El rapero español Xhelazz dice que “Votar es elegir en secreto a quien te robará públicamente”. Es fácil coincidir. Cuando uno va a votar siente que está botando su tiempo. Es como pasar por el mal rato de ir al dentista para descubrir luego que te sacaron el diente equivocado.
La democracia genera valor si es capaz de generar institucionalidad. Es decir, un conjunto de reglas estables. Como mencioné la semana pasada en esta misma columna, el valor real de esas reglas está en asegurarnos que podemos tener un plan de vida.
Nuestro sistema electoral nos conduce a lo contrario. Y una de las causas es el voto preferencial que, vergonzosamente, nuestros congresistas, pensando en su reelección y no en la institucionalidad, se niegan a eliminar. Con ese sistema no votamos para decidir, sino botamos nuestra decisión a la basura.
El voto preferencial destruye a los partidos. Ya no es necesario que tengan un programa o una política definida. Si lo primordial es sacar más congresistas, las ideas no son lo importante, sino la cara de los candidatos que jalen votos. Los candidatos son desde caciques locales hasta voleibolistas, pasando por artistas de cine, cantantes, cómicos y locutores de radio o conductores de televisión.
El voto preferencial exacerba el populismo y neutraliza el tecnicismo. La competencia deja de ser por una propuesta de largo plazo y se sustituye por caras conocidas u ofertas populacheras.
Una democracia sin partidos es como un mercado sin empresas. Las empresas perfilan planes de largo plazo y definen políticas comerciales. Para eso se organizan y establecen esquemas en los que los intereses de los accionistas se buscan alinear con los intereses de sus clientes. Crean productos que satisfagan necesidades. La organización empresarial coloca talentos distintos y habilidades complementarias al servicio de objetivos comunes. El resultado: usted compra una Coca Cola o se decide por un iPhone porque identifica una marca y no por quién es el gerente o quiénes son los miembros del directorio de la compañía.
Lo principal es posicionar la marca, no a las personas. Los clientes no eligen al directorio de la compañía, eligen sus productos. De manera similar, los votantes deben elegir el producto de los partidos (sus programas, sus propuestas, sus ideas y una lista de candidatos que pueda ponerlos en práctica).
El voto preferencial desvía la atención de los votantes, que dejan de votar en función a qué reglas se proponen para hacerlo, por las caras que se presentan. Y al hacerlo eliminan los incentivos para que los partidos creen programas y políticas estables.
Las consecuencias saltan a la vista. Primero tenemos partidos golondrinos que nacen y desaparecen de una elección a otra.

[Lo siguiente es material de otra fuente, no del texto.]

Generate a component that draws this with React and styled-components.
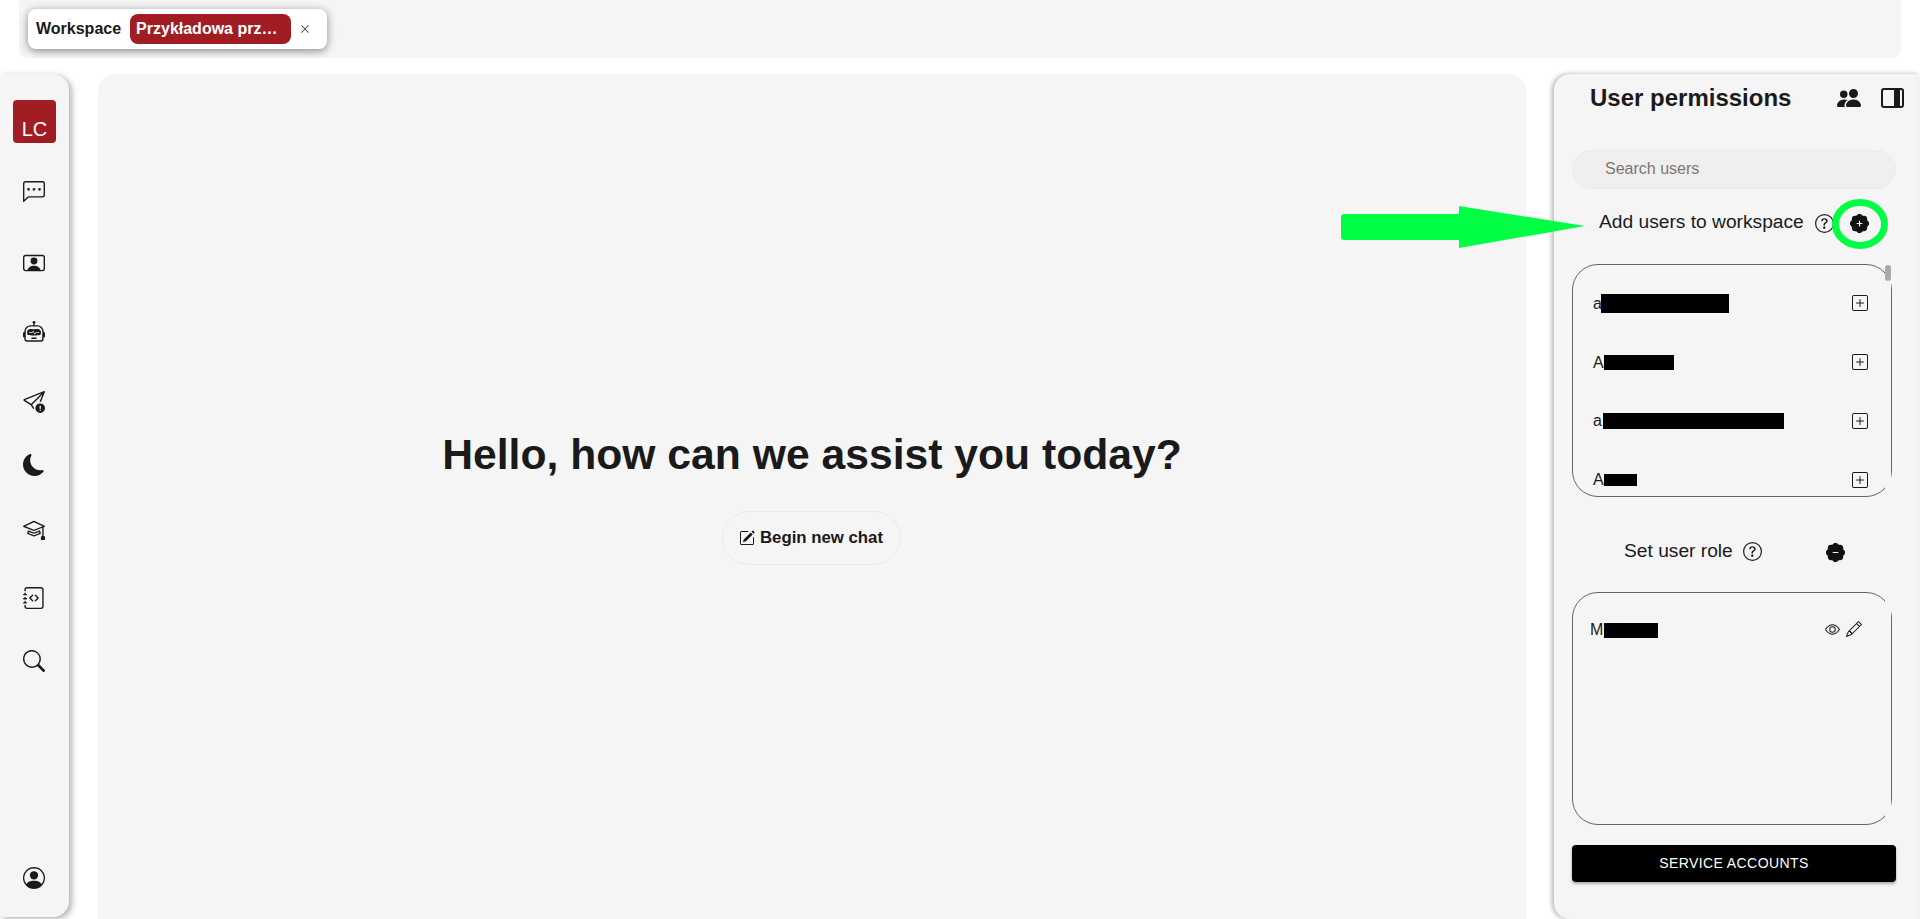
import React from 'react'
import styled, { createGlobalStyle } from 'styled-components'
import {
  BsChatLeftDots,
  BsEye,
  BsJournalCode,
  BsMoonFill,
  BsMortarboard,
  BsPatchMinusFill,
  BsPatchPlusFill,
  BsPencil,
  BsPencilSquare,
  BsPeopleFill,
  BsPersonCircle,
  BsPersonVideo,
  BsPlusSquare,
  BsQuestionCircle,
  BsRobot,
  BsSearch,
  BsSendExclamation,
  BsXLg,
} from 'react-icons/bs'

const GlobalStyle = createGlobalStyle`
  html, body {
    margin: 0;
    padding: 0;
    background: #fff;
    overflow: hidden;
  }
  body {
    font-family: "Liberation Sans", Arial, sans-serif;
    color: #1a1a1a;
  }
`

const Page = styled.div`
  width: 1920px;
  height: 919px;
  display: flex;
  flex-direction: column;
  overflow: hidden;
  position: relative;
`

const TopBar = styled.div`
  height: 58px;
  margin: 0 19px 0 19px;
  padding: 9px;
  box-sizing: border-box;
  background: #f5f5f5;
  border-radius: 0 0 8px 8px;
  display: flex;
  align-items: flex-start;
`

const TabChip = styled.div`
  width: 299px;
  height: 40px;
  box-sizing: border-box;
  padding: 0 8px;
  background: #fff;
  border-radius: 8px;
  box-shadow: 0 2px 8px rgba(0, 0, 0, 0.45);
  display: flex;
  align-items: center;
  font-size: 16px;
  font-weight: 700;
`

const TabName = styled.span`
  width: 161px;
  height: 30px;
  margin-left: 9px;
  padding-left: 6px;
  box-sizing: border-box;
  background: #a11d23;
  border-radius: 8px;
  color: #fff;
  line-height: 30px;
  white-space: nowrap;
`

const TabClose = styled.span`
  margin-left: 9px;
  display: flex;
  font-size: 10px;
  color: #111;
`

const Body = styled.div`
  flex: 1;
  min-height: 0;
  margin-top: 16px;
  display: flex;
  align-items: stretch;
`

const Sidebar = styled.nav`
  width: 69px;
  flex: none;
  height: 843px;
  padding: 26px 1px 0 0;
  box-sizing: border-box;
  background: #f5f5f5;
  border-radius: 0 16px 16px 0;
  box-shadow: 3px 2px 6px rgba(0, 0, 0, 0.3);
  display: flex;
  flex-direction: column;
  align-items: center;
`

const Avatar = styled.div`
  width: 43px;
  height: 43px;
  margin-bottom: 38px;
  margin-left: 1px;
  padding-top: 12px;
  box-sizing: border-box;
  background: #a11d23;
  border-radius: 4px;
  color: #fff;
  font-size: 20px;
  line-height: 34px;
  text-align: center;
`

const NavIcon = styled.a`
  height: 22px;
  margin-top: ${(p) => p.$top || 0}px;
  display: flex;
  align-items: center;
  justify-content: center;
  font-size: 22px;
  color: #1a1a1a;
`

const Spacer = styled.div`
  flex: 1;
`

const SidebarFoot = styled.div`
  height: 28px;
  flex: none;
`

const Main = styled.main`
  width: 1428px;
  flex: none;
  margin-left: 29px;
  background: #f5f5f5;
  border-radius: 16px 16px 0 0;
  display: flex;
  flex-direction: column;
  align-items: center;
  justify-content: center;
  box-sizing: border-box;
`

const Greeting = styled.h1`
  margin: 2px 0 34px;
  font-size: 42.67px;
  line-height: 46px;
  font-weight: 700;
  color: #1a1a1a;
`

const NewChatButton = styled.button`
  width: 179px;
  height: 54px;
  margin-right: 2px;
  padding: 0;
  background: transparent;
  border: 1px solid #e9e9e9;
  border-radius: 27px;
  display: flex;
  align-items: center;
  justify-content: center;
  gap: 5px;
  font-family: inherit;
  font-size: 16.8px;
  font-weight: 700;
  color: #1a1a1a;
`

const PermissionsPanel = styled.aside`
  width: 366px;
  flex: none;
  height: 845px;
  margin-left: 28px;
  padding: 0 0 0 18px;
  box-sizing: border-box;
  background: #f5f5f5;
  border-right: 5px solid #f2f2f2;
  border-radius: 16px 0 0 16px;
  box-shadow: -2px 0 5px rgba(0, 0, 0, 0.3);
  display: flex;
  flex-direction: column;
`

const PanelHeader = styled.header`
  height: 48px;
  display: flex;
  align-items: center;
  padding-left: 19px;
`

const PanelTitle = styled.h2`
  margin: 0 0 0 -1px;
  width: 247px;
  font-size: 24px;
  font-weight: 700;
  color: #1a1a1a;
`

const HeaderIcon = styled.span`
  display: flex;
  font-size: 24px;
  color: #1a1a1a;
`

const PanelToggle = styled.span`
  margin-left: 20px;
  width: 23px;
  height: 20px;
  box-sizing: border-box;
  border: 2px solid #1a1a1a;
  border-radius: 3px;
  display: flex;
  justify-content: flex-end;
  padding: 0 2px;
  &::after {
    content: '';
    width: 6px;
    background: #1a1a1a;
  }
`

const SearchInput = styled.input`
  width: 324px;
  height: 39px;
  margin-top: 28px;
  padding: 0 0 2px 32px;
  box-sizing: border-box;
  background: #f0efed;
  border: 1px solid #ebebe9;
  border-radius: 20px;
  font-family: inherit;
  font-size: 16px;
  &::placeholder {
    color: #777;
    opacity: 1;
  }
`

const SectionRow = styled.div`
  height: 24px;
  margin-top: ${(p) => p.$top}px;
  padding-left: ${(p) => p.$indent}px;
  display: flex;
  align-items: center;
  font-size: 19.2px;
  color: #1a1a1a;
`

const Hint = styled.span`
  margin-left: ${(p) => p.$left}px;
  margin-top: ${(p) => p.$down || 0}px;
  display: flex;
  font-size: 19px;
`

const PatchButton = styled.span`
  margin-left: ${(p) => p.$left}px;
  margin-top: 3px;
  display: flex;
  font-size: 19px;
  color: #111;
`

const ListBox = styled.div`
  position: relative;
  width: 320px;
  height: 233px;
  margin-top: ${(p) => p.$top}px;
  box-sizing: border-box;
  border: 1px solid #666;
  border-radius: 26px;
`

const ListBody = styled.div`
  height: 100%;
  padding-top: ${(p) => p.$pad}px;
  box-sizing: border-box;
  border-radius: 25px;
  overflow: hidden;
`

const ScrollTrack = styled.div`
  position: absolute;
  top: 0;
  right: 0;
  bottom: 0;
  width: 6px;
  background: #f5f5f5;
`

const ScrollThumb = styled.div`
  width: 6px;
  height: 16px;
  border-radius: 3px;
  background: #aaa;
`

const UserRow = styled.div`
  height: ${(p) => p.$height}px;
  padding: 0 ${(p) => p.$right}px 0 ${(p) => p.$left}px;
  display: flex;
  align-items: center;
  font-size: 16px;
  color: #1a1a1a;
`

const Initial = styled.span`
  width: ${(p) => p.$width}px;
  margin-top: 1px;
  flex: none;
`

const Redaction = styled.span`
  display: block;
  width: ${(p) => p.$width}px;
  height: ${(p) => p.$height}px;
  margin-top: ${(p) => p.$down || 0}px;
  background: #000;
`

const RowAction = styled.span`
  margin-left: ${(p) => p.$left || 0}px;
  display: flex;
  font-size: ${(p) => p.$size || 16}px;
  color: #1a1a1a;
`

const PushRight = styled.div`
  flex: 1;
`

const ServiceButton = styled.button`
  width: 324px;
  height: 37px;
  margin-top: 20px;
  padding: 0 0 2px;
  background: #000;
  border: 0;
  border-radius: 4px;
  box-shadow: 0 2px 3px rgba(0, 0, 0, 0.3);
  color: #fff;
  font-family: inherit;
  font-size: 14px;
  letter-spacing: 0.4px;
  text-transform: uppercase;
`

// green marker somebody drew over the screenshot
const Annotation = styled.svg`
  position: absolute;
  left: 0;
  top: 0;
  pointer-events: none;
`

const users = [
  { initial: 'a', initialWidth: 8, redaction: 128, height: 19 },
  { initial: 'A', initialWidth: 11, redaction: 70, height: 15 },
  { initial: 'a', initialWidth: 10, redaction: 181, height: 16 },
  { initial: 'A', initialWidth: 11, redaction: 33, height: 12 },
]

const navIcons = [
  { icon: <BsChatLeftDots />, top: 0 },
  { icon: <BsPersonVideo />, top: 49 },
  { icon: <BsRobot />, top: 47 },
  { icon: <BsSendExclamation />, top: 48 },
  { icon: <BsMoonFill />, top: 41 },
  { icon: <BsMortarboard />, top: 42 },
  { icon: <BsJournalCode />, top: 47 },
  { icon: <BsSearch />, top: 41 },
]

export default function App() {
  return (
    <Page>
      <GlobalStyle />
      <TopBar>
        <TabChip>
          Workspace
          <TabName>Przykładowa prz…</TabName>
          <TabClose>
            <BsXLg />
          </TabClose>
        </TabChip>
      </TopBar>
      <Body>
        <Sidebar>
          <Avatar>LC</Avatar>
          {navIcons.map((item, i) => (
            <NavIcon key={i} $top={item.top}>
              {item.icon}
            </NavIcon>
          ))}
          <Spacer />
          <NavIcon>
            <BsPersonCircle />
          </NavIcon>
          <SidebarFoot />
        </Sidebar>
        <Main>
          <Greeting>Hello, how can we assist you today?</Greeting>
          <NewChatButton>
            <BsPencilSquare size={16} />
            Begin new chat
          </NewChatButton>
        </Main>
        <PermissionsPanel>
          <PanelHeader>
            <PanelTitle>User permissions</PanelTitle>
            <HeaderIcon>
              <BsPeopleFill />
            </HeaderIcon>
            <PanelToggle />
          </PanelHeader>
          <SearchInput placeholder="Search users" />
          <SectionRow $top={21} $indent={27}>
            Add users to workspace
            <Hint $left={11} $down={2}>
              <BsQuestionCircle />
            </Hint>
            <PatchButton $left={16}>
              <BsPatchPlusFill />
            </PatchButton>
          </SectionRow>
          <ListBox $top={30}>
            <ListBody $pad={9}>
              {users.map((user, i) => (
                <UserRow key={i} $left={20} $right={23} $height={58.8}>
                  <Initial $width={user.initialWidth}>{user.initial}</Initial>
                  <Redaction $width={user.redaction} $height={user.height} />
                  <PushRight />
                  <RowAction>
                    <BsPlusSquare />
                  </RowAction>
                </UserRow>
              ))}
            </ListBody>
            <ScrollTrack>
              <ScrollThumb />
            </ScrollTrack>
          </ListBox>
          <SectionRow $top={42} $indent={52}>
            Set user role
            <Hint $left={10}>
              <BsQuestionCircle />
            </Hint>
            <PatchButton $left={64}>
              <BsPatchMinusFill />
            </PatchButton>
          </SectionRow>
          <ListBox $top={29}>
            <ListBody $pad={11}>
              <UserRow $left={17} $right={29} $height={50}>
                <Initial $width={14}>M</Initial>
                <Redaction $width={54} $height={15} $down={2} />
                <PushRight />
                <RowAction $size={15}>
                  <BsEye />
                </RowAction>
                <RowAction $size={16} $left={6}>
                  <BsPencil />
                </RowAction>
              </UserRow>
            </ListBody>
            <ScrollTrack />
          </ListBox>
          <ServiceButton>Service accounts</ServiceButton>
        </PermissionsPanel>
      </Body>
      <Annotation width="1920" height="919" viewBox="0 0 1920 919">
        <path
          d="M1344 214H1459V206L1585 226L1459 248V240H1344Q1341 240 1341 237V217Q1341 214 1344 214Z"
          fill="#00ff44"
        />
        <ellipse cx="1860" cy="224" rx="24.5" ry="21.5" fill="none" stroke="#00ff44" strokeWidth="7" />
      </Annotation>
    </Page>
  )
}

Son conglomerados electorales, clubes de oportunistas que quieren ver si llegan al Congreso para ver cómo sacarle el mayor provecho posible en cinco años.
Segundo, los partidos no tienen incentivos para tener cuadros técnicos ni propuestas ideológicas (entendidas como propuestas con ideas estables).
La tercera consecuencia es el transfuguismo. Antes de acabar una administración todos se ponen a buscar alocadamente otro club que no haya sufrido el desgaste de ser gobierno.
La cuarta es el caudillismo. Los partidos son personas y no instituciones. Curioso observar que en las últimas elecciones los símbolos en las cedulas de votación eran la K de Keiko, la O de Ollanta, la T de Toledo o las siglas PPK de Pedro Pablo Kuczynski. Solo el Apra tuvo un símbolo de fantasía (la estrella), aunque no se puede dudar que la débil estabilidad del Apra viene del caudillismo de García.
Y es que con el voto preferencial se cumple lo que pronosticaba Bernard Shaw: “La democracia es el proceso que garantiza que no seamos gobernados mejor de lo que nos merecemos”.